TASK TO CARRY OUT: Give the data below again exactly as it stands. Omit the pictures.

____ RECORDS FOR THIS TASK

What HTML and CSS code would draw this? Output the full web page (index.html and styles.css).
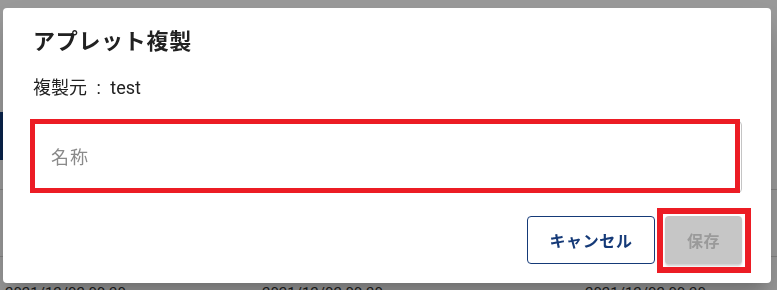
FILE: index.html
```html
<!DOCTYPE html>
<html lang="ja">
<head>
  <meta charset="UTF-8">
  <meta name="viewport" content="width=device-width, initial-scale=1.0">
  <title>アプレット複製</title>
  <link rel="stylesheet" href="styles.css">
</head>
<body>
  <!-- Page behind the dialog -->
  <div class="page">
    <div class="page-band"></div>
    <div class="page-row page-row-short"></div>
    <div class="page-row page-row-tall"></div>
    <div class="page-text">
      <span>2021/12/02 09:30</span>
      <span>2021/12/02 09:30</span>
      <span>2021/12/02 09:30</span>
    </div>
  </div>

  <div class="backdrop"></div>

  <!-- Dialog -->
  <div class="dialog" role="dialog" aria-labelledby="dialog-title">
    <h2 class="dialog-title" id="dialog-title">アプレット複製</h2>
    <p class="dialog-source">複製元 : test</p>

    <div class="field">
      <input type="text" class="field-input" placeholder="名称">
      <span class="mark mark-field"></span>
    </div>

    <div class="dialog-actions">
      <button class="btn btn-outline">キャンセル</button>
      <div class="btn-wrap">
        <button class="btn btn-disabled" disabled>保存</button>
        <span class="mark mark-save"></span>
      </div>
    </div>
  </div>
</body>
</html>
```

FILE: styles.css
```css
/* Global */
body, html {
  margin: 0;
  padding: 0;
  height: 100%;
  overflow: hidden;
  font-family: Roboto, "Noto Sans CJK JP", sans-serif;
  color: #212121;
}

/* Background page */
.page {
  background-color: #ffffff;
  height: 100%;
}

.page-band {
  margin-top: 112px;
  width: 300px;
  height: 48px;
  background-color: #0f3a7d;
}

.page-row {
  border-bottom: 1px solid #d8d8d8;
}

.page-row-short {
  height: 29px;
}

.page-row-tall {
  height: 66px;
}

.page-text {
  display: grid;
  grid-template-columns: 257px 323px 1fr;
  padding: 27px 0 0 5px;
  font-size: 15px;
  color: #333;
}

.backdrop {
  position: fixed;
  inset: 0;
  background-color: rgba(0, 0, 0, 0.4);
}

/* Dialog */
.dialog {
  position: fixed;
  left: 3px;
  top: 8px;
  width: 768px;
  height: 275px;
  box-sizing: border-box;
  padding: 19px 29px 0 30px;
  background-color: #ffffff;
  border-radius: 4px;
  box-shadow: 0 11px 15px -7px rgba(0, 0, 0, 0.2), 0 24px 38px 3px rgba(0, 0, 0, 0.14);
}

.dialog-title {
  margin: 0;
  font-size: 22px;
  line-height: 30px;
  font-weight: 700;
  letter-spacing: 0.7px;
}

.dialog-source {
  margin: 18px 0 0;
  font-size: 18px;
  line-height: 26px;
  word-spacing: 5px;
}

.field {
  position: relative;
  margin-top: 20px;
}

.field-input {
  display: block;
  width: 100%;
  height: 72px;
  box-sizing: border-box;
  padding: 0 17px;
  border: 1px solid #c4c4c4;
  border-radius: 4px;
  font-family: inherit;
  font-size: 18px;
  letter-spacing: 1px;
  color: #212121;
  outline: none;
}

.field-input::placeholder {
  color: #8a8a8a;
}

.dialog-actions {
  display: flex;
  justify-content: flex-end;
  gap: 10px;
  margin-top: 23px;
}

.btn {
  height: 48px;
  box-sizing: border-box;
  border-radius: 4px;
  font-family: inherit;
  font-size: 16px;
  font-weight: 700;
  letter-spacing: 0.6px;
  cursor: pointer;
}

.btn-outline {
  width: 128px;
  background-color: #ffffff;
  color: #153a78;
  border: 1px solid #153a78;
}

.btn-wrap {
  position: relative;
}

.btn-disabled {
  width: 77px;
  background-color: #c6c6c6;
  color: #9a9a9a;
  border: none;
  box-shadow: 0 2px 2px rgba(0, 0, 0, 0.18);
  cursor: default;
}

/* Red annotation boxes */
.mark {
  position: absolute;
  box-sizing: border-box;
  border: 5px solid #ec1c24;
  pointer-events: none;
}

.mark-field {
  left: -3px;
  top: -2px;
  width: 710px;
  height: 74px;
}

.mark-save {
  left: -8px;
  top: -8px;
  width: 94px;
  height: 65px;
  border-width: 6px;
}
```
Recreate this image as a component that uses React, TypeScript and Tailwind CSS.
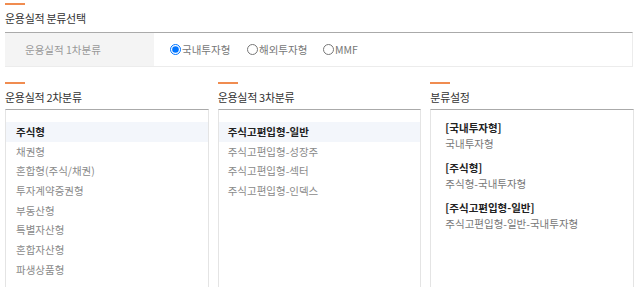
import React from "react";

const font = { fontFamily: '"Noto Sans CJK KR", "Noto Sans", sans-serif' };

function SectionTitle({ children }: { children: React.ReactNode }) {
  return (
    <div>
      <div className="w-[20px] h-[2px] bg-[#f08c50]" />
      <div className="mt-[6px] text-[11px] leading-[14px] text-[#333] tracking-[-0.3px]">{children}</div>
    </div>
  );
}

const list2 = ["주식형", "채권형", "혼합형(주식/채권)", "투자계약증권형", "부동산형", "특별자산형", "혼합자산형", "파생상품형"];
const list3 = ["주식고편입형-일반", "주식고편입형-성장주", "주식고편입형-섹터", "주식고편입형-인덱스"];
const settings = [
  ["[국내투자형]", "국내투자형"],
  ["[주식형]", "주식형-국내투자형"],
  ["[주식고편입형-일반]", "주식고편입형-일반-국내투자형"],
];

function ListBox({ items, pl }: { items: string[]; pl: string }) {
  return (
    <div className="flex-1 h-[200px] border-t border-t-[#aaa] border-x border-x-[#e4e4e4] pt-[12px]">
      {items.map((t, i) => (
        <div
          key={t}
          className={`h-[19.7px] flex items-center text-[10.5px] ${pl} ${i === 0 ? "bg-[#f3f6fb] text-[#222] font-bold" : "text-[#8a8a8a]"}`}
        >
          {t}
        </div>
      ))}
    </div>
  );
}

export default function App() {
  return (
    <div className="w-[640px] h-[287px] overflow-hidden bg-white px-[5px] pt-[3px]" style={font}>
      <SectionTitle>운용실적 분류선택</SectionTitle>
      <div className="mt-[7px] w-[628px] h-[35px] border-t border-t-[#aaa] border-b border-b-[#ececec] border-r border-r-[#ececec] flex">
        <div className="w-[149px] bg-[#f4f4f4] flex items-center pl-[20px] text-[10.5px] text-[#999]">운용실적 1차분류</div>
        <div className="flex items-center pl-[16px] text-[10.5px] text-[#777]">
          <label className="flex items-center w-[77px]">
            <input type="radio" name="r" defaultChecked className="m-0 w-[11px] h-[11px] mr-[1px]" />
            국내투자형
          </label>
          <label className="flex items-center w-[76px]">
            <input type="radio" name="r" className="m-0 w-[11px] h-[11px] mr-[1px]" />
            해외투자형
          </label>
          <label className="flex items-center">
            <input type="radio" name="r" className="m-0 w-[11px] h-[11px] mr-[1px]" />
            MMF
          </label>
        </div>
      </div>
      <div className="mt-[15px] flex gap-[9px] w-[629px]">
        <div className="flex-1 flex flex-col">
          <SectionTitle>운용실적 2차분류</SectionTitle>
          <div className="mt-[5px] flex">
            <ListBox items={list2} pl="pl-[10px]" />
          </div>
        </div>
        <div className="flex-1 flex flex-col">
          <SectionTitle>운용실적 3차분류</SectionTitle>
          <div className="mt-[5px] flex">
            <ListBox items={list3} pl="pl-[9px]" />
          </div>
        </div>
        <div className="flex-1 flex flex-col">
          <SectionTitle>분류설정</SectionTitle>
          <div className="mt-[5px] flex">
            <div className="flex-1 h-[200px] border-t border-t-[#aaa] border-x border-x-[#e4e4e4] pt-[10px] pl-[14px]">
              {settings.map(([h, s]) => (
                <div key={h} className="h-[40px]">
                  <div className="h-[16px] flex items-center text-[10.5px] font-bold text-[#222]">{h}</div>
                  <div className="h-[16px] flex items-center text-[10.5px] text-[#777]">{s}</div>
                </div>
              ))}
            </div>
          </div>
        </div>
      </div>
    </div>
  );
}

________

ANSWER TO THIS PROBLEM:
What HTML and CSS code would draw this? Output the full web page (index.html and styles.css).
FILE: index.html
```html
<!DOCTYPE html>
<html lang="ja">
<head>
  <meta charset="UTF-8">
  <meta name="viewport" content="width=device-width, initial-scale=1.0">
  <title>アプレット複製</title>
  <link rel="stylesheet" href="styles.css">
</head>
<body>
  <!-- Page behind the dialog -->
  <div class="page">
    <div class="page-band"></div>
    <div class="page-row page-row-short"></div>
    <div class="page-row page-row-tall"></div>
    <div class="page-text">
      <span>2021/12/02 09:30</span>
      <span>2021/12/02 09:30</span>
      <span>2021/12/02 09:30</span>
    </div>
  </div>

  <div class="backdrop"></div>

  <!-- Dialog -->
  <div class="dialog" role="dialog" aria-labelledby="dialog-title">
    <h2 class="dialog-title" id="dialog-title">アプレット複製</h2>
    <p class="dialog-source">複製元 : test</p>

    <div class="field">
      <input type="text" class="field-input" placeholder="名称">
      <span class="mark mark-field"></span>
    </div>

    <div class="dialog-actions">
      <button class="btn btn-outline">キャンセル</button>
      <div class="btn-wrap">
        <button class="btn btn-disabled" disabled>保存</button>
        <span class="mark mark-save"></span>
      </div>
    </div>
  </div>
</body>
</html>
```

FILE: styles.css
```css
/* Global */
body, html {
  margin: 0;
  padding: 0;
  height: 100%;
  overflow: hidden;
  font-family: Roboto, "Noto Sans CJK JP", sans-serif;
  color: #212121;
}

/* Background page */
.page {
  background-color: #ffffff;
  height: 100%;
}

.page-band {
  margin-top: 112px;
  width: 300px;
  height: 48px;
  background-color: #0f3a7d;
}

.page-row {
  border-bottom: 1px solid #d8d8d8;
}

.page-row-short {
  height: 29px;
}

.page-row-tall {
  height: 66px;
}

.page-text {
  display: grid;
  grid-template-columns: 257px 323px 1fr;
  padding: 27px 0 0 5px;
  font-size: 15px;
  color: #333;
}

.backdrop {
  position: fixed;
  inset: 0;
  background-color: rgba(0, 0, 0, 0.4);
}

/* Dialog */
.dialog {
  position: fixed;
  left: 3px;
  top: 8px;
  width: 768px;
  height: 275px;
  box-sizing: border-box;
  padding: 19px 29px 0 30px;
  background-color: #ffffff;
  border-radius: 4px;
  box-shadow: 0 11px 15px -7px rgba(0, 0, 0, 0.2), 0 24px 38px 3px rgba(0, 0, 0, 0.14);
}

.dialog-title {
  margin: 0;
  font-size: 22px;
  line-height: 30px;
  font-weight: 700;
  letter-spacing: 0.7px;
}

.dialog-source {
  margin: 18px 0 0;
  font-size: 18px;
  line-height: 26px;
  word-spacing: 5px;
}

.field {
  position: relative;
  margin-top: 20px;
}

.field-input {
  display: block;
  width: 100%;
  height: 72px;
  box-sizing: border-box;
  padding: 0 17px;
  border: 1px solid #c4c4c4;
  border-radius: 4px;
  font-family: inherit;
  font-size: 18px;
  letter-spacing: 1px;
  color: #212121;
  outline: none;
}

.field-input::placeholder {
  color: #8a8a8a;
}

.dialog-actions {
  display: flex;
  justify-content: flex-end;
  gap: 10px;
  margin-top: 23px;
}

.btn {
  height: 48px;
  box-sizing: border-box;
  border-radius: 4px;
  font-family: inherit;
  font-size: 16px;
  font-weight: 700;
  letter-spacing: 0.6px;
  cursor: pointer;
}

.btn-outline {
  width: 128px;
  background-color: #ffffff;
  color: #153a78;
  border: 1px solid #153a78;
}

.btn-wrap {
  position: relative;
}

.btn-disabled {
  width: 77px;
  background-color: #c6c6c6;
  color: #9a9a9a;
  border: none;
  box-shadow: 0 2px 2px rgba(0, 0, 0, 0.18);
  cursor: default;
}

/* Red annotation boxes */
.mark {
  position: absolute;
  box-sizing: border-box;
  border: 5px solid #ec1c24;
  pointer-events: none;
}

.mark-field {
  left: -3px;
  top: -2px;
  width: 710px;
  height: 74px;
}

.mark-save {
  left: -8px;
  top: -8px;
  width: 94px;
  height: 65px;
  border-width: 6px;
}
```
Recreate this image as a component that uses React, TypeScript and Tailwind CSS.
import React from "react";

const font = { fontFamily: '"Noto Sans CJK KR", "Noto Sans", sans-serif' };

function SectionTitle({ children }: { children: React.ReactNode }) {
  return (
    <div>
      <div className="w-[20px] h-[2px] bg-[#f08c50]" />
      <div className="mt-[6px] text-[11px] leading-[14px] text-[#333] tracking-[-0.3px]">{children}</div>
    </div>
  );
}

const list2 = ["주식형", "채권형", "혼합형(주식/채권)", "투자계약증권형", "부동산형", "특별자산형", "혼합자산형", "파생상품형"];
const list3 = ["주식고편입형-일반", "주식고편입형-성장주", "주식고편입형-섹터", "주식고편입형-인덱스"];
const settings = [
  ["[국내투자형]", "국내투자형"],
  ["[주식형]", "주식형-국내투자형"],
  ["[주식고편입형-일반]", "주식고편입형-일반-국내투자형"],
];

function ListBox({ items, pl }: { items: string[]; pl: string }) {
  return (
    <div className="flex-1 h-[200px] border-t border-t-[#aaa] border-x border-x-[#e4e4e4] pt-[12px]">
      {items.map((t, i) => (
        <div
          key={t}
          className={`h-[19.7px] flex items-center text-[10.5px] ${pl} ${i === 0 ? "bg-[#f3f6fb] text-[#222] font-bold" : "text-[#8a8a8a]"}`}
        >
          {t}
        </div>
      ))}
    </div>
  );
}

export default function App() {
  return (
    <div className="w-[640px] h-[287px] overflow-hidden bg-white px-[5px] pt-[3px]" style={font}>
      <SectionTitle>운용실적 분류선택</SectionTitle>
      <div className="mt-[7px] w-[628px] h-[35px] border-t border-t-[#aaa] border-b border-b-[#ececec] border-r border-r-[#ececec] flex">
        <div className="w-[149px] bg-[#f4f4f4] flex items-center pl-[20px] text-[10.5px] text-[#999]">운용실적 1차분류</div>
        <div className="flex items-center pl-[16px] text-[10.5px] text-[#777]">
          <label className="flex items-center w-[77px]">
            <input type="radio" name="r" defaultChecked className="m-0 w-[11px] h-[11px] mr-[1px]" />
            국내투자형
          </label>
          <label className="flex items-center w-[76px]">
            <input type="radio" name="r" className="m-0 w-[11px] h-[11px] mr-[1px]" />
            해외투자형
          </label>
          <label className="flex items-center">
            <input type="radio" name="r" className="m-0 w-[11px] h-[11px] mr-[1px]" />
            MMF
          </label>
        </div>
      </div>
      <div className="mt-[15px] flex gap-[9px] w-[629px]">
        <div className="flex-1 flex flex-col">
          <SectionTitle>운용실적 2차분류</SectionTitle>
          <div className="mt-[5px] flex">
            <ListBox items={list2} pl="pl-[10px]" />
          </div>
        </div>
        <div className="flex-1 flex flex-col">
          <SectionTitle>운용실적 3차분류</SectionTitle>
          <div className="mt-[5px] flex">
            <ListBox items={list3} pl="pl-[9px]" />
          </div>
        </div>
        <div className="flex-1 flex flex-col">
          <SectionTitle>분류설정</SectionTitle>
          <div className="mt-[5px] flex">
            <div className="flex-1 h-[200px] border-t border-t-[#aaa] border-x border-x-[#e4e4e4] pt-[10px] pl-[14px]">
              {settings.map(([h, s]) => (
                <div key={h} className="h-[40px]">
                  <div className="h-[16px] flex items-center text-[10.5px] font-bold text-[#222]">{h}</div>
                  <div className="h-[16px] flex items-center text-[10.5px] text-[#777]">{s}</div>
                </div>
              ))}
            </div>
          </div>
        </div>
      </div>
    </div>
  );
}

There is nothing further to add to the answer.